Key Economic Data to Watch
Investors are closely monitoring key U.S. economic indicators that could influence the direction of gold prices in the coming months. Among the most important data points are retail sales, industrial production figures, and weekly jobless claims. A weaker-than-expected performance in any of these areas could prompt the Federal Reserve to accelerate its plans for additional rate cuts. This would likely provide further support for gold, as lower interest rates tend to weaken the U.S. dollar and boost demand for gold.For instance, if retail sales come in below forecasts, it would suggest that consumer spending is slowing, a red flag for economic growth. Similarly, a decline in industrial production could signal broader economic weakness. Both scenarios would increase the likelihood of the Federal Reserve adopting a more dovish monetary policy stance, which typically benefits gold.

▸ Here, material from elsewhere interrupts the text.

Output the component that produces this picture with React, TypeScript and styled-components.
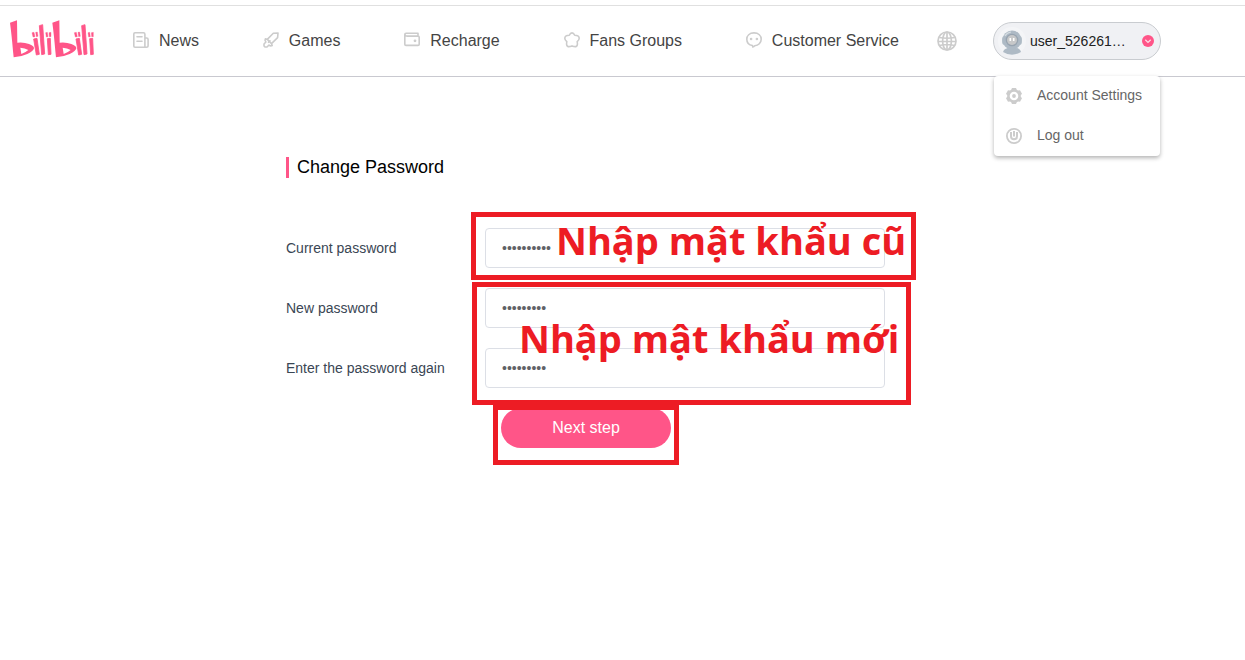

Treasury Yields and the Strong U.S. Dollar
Despite the strong support for gold, rising U.S. Treasury yields and a strengthening U.S. dollar could pose challenges for gold's upward trajectory. Treasury yields have been climbing as investors anticipate future rate cuts, which can increase the appeal of interest-bearing assets relative to gold. Additionally, the U.S. Dollar Index has reached its highest level since August, making gold more expensive for holders of other currencies and potentially dampening demand.
However, the impact of a strong dollar on gold prices could be offset if central banks globally continue their dovish monetary policies. If the Federal Reserve proceeds with rate cuts, it could put downward pressure on the dollar, creating a more favorable environment for gold. This balancing act between a rising dollar and dovish monetary policy will be crucial in determining gold’s short-term price movements.
Conclusion: Gold’s Future Outlook
In the context of ongoing geopolitical risks, expectations of further monetary easing, and persistent fiscal uncertainty, gold is well-positioned for continued gains. While fluctuations in the short term are inevitable—particularly due to factors like rising Treasury yields and the strong U.S. dollar—the long-term outlook remains strongly positive. If the Federal Reserve and other central banks continue cutting rates, and geopolitical tensions remain high, gold could very well test the $3,000 per ounce level within the next year.
For investors, monitoring upcoming U.S. economic data, central bank policies, and global political developments will be key to navigating the market. With so many factors aligning in gold’s favor, the precious metal continues to stand out as a crucial hedge against economic instability and global uncertainty.